RM : Vous avez toujours su prendre votre temps tout au long de votre carrière. Quelles sont vos envies aujourd'hui ?
NS : Finalement, au bout de plus de vingt ans de carrière, j'ai trouvé ma professeur à Berlin, Deborah Polaski qui était à l'époque une de mes collègues et qui maintenant enseigne. Le travail avec elle porte ses fruits et j'espère que cela va m'aider à garder ma voix fraîche encore longtemps.
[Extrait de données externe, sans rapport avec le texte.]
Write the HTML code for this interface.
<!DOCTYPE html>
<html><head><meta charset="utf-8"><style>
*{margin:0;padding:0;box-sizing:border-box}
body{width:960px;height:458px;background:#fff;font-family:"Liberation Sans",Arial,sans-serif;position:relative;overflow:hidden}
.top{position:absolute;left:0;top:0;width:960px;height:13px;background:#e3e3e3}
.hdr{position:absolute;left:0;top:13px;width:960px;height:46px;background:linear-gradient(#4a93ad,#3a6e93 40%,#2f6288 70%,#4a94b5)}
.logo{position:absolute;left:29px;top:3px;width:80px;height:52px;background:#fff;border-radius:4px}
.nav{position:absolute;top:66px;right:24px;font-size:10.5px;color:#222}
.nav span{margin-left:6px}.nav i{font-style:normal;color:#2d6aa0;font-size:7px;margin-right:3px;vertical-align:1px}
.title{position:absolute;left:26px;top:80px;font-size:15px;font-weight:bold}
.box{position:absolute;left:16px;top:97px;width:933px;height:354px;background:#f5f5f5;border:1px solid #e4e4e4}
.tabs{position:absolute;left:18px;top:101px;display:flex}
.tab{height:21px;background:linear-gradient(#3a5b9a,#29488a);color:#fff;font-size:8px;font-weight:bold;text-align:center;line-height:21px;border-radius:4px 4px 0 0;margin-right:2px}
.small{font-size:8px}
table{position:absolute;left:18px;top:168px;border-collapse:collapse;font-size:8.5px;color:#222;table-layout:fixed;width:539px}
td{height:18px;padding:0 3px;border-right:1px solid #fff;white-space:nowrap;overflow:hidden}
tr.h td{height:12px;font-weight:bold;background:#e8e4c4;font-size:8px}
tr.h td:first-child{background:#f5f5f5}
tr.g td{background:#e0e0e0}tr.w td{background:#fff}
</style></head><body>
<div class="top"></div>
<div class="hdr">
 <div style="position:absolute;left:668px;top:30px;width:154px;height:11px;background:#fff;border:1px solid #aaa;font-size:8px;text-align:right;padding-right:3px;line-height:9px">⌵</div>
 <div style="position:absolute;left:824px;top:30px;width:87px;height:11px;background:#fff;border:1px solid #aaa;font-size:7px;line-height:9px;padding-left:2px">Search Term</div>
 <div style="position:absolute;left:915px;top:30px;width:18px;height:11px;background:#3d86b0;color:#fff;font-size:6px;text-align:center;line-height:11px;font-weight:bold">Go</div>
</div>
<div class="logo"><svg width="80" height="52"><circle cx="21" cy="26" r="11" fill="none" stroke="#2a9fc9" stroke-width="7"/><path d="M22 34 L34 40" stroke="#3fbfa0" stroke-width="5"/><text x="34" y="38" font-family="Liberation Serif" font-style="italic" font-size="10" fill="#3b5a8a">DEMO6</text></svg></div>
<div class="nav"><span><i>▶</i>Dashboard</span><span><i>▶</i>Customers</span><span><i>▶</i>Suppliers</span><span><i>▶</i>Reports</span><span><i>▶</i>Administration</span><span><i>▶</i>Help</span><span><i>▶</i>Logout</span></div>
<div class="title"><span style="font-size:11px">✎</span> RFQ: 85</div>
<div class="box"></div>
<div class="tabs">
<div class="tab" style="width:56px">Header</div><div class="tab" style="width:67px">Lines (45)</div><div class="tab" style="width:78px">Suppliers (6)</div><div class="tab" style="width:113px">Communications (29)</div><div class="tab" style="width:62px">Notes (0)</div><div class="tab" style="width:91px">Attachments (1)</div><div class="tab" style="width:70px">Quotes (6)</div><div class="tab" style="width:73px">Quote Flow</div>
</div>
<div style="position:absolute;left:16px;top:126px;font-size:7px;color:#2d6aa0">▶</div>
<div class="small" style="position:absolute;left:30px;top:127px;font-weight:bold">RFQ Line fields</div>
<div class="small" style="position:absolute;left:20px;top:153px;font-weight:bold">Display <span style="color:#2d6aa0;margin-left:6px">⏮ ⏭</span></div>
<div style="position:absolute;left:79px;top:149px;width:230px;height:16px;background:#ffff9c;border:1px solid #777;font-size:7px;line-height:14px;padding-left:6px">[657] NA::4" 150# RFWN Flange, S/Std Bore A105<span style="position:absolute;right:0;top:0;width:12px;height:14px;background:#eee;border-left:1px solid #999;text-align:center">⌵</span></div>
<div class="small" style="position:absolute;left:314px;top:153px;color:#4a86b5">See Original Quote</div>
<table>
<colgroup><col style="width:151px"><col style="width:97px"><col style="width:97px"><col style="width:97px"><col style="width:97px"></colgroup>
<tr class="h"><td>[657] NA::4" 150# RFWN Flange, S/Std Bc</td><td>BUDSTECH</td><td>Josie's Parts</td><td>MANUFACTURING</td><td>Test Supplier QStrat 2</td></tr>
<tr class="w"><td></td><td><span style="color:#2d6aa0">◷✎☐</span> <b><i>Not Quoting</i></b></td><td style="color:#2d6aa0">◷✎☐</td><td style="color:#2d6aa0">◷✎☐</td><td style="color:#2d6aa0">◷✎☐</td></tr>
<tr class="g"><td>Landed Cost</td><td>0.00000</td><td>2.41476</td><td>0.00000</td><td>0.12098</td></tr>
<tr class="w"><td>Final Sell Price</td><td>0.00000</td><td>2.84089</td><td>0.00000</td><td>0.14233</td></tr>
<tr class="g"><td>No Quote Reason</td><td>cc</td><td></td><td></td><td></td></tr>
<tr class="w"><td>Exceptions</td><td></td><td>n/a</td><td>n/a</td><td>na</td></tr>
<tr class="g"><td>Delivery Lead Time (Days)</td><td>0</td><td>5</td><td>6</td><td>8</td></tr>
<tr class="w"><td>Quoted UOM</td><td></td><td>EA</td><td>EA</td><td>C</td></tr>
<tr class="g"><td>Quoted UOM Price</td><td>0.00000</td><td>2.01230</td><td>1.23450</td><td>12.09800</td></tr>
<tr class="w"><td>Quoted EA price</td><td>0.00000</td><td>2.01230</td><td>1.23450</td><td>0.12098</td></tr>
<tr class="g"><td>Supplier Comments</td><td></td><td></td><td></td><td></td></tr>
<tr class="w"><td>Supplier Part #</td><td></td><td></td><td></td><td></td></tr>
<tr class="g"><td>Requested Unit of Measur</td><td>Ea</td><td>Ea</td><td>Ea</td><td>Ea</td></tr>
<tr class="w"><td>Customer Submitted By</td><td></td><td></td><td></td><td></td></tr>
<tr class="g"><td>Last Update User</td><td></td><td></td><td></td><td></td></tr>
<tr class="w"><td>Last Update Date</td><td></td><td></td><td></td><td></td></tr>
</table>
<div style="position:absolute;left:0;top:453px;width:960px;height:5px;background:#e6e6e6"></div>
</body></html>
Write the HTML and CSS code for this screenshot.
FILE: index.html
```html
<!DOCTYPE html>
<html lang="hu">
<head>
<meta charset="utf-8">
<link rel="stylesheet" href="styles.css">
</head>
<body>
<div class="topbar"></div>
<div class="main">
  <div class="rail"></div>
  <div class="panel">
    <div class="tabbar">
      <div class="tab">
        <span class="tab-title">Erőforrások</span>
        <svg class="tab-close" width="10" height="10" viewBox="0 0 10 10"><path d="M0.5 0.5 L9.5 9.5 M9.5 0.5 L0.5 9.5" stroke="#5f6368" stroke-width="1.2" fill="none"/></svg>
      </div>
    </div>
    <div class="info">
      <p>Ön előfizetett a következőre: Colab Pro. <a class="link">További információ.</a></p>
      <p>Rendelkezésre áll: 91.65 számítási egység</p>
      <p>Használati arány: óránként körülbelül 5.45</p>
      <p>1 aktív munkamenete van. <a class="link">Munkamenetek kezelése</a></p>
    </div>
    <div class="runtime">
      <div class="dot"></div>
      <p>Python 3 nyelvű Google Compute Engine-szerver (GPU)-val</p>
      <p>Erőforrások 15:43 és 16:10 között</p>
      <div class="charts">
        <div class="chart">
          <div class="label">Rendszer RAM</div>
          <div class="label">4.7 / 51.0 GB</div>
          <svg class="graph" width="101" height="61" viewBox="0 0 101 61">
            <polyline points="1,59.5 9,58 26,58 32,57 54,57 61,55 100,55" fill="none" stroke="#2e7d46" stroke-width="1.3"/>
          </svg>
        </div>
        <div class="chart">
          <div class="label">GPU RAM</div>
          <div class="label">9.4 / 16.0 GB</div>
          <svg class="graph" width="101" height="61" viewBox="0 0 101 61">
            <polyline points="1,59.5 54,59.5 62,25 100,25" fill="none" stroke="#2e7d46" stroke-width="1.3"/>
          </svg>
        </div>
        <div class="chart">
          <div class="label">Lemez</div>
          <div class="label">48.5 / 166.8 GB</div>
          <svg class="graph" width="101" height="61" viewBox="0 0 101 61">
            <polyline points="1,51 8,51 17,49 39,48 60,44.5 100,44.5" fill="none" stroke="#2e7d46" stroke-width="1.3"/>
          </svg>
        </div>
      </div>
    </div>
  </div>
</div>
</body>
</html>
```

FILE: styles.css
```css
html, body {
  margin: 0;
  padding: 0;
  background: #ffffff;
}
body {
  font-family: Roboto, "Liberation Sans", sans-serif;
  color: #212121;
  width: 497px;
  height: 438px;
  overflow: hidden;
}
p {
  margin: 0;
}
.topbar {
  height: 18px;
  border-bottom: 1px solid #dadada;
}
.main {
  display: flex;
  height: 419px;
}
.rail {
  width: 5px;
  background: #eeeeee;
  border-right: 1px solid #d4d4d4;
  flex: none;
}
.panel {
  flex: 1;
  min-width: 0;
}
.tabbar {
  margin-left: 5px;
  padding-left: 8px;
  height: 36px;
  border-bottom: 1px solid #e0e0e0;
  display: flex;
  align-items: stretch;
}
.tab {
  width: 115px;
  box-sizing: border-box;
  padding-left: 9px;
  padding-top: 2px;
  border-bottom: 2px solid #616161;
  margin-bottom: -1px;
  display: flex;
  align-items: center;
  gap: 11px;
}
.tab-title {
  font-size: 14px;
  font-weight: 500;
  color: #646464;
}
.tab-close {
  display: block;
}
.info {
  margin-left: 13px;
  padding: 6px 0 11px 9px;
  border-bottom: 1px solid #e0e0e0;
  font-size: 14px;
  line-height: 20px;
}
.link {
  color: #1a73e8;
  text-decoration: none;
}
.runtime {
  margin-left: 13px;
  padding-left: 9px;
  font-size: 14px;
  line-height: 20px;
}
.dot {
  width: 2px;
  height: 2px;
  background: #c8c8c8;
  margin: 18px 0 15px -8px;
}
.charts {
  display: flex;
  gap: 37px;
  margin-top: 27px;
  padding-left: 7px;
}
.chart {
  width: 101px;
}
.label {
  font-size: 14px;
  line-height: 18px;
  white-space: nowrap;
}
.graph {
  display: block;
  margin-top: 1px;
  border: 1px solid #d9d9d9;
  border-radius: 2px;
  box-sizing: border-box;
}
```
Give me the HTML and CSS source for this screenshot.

Il y a encore beaucoup de rôles qui m'attendent, je ne veux pas tout chanter demain parce que sinon les gens n'auraient plus rien à découvrir de moi ! C'est très important je trouve. Je prends tout pas à pas.
Ainsi, mon envie reste toujours la même : je veux faire une longue carrière. C'est mon rêve. J'ai chanté sur scène avec de grands noms comme Eike Wilm Schulte qui avait déjà 70 ans quand on a fait Das Rheingold ensemble. Moi aussi, je veux être sur scène à l'âge de 70 ans !
Propos recueillis le 30 septembre 2017 au Théâtre du Capitole de Toulouse.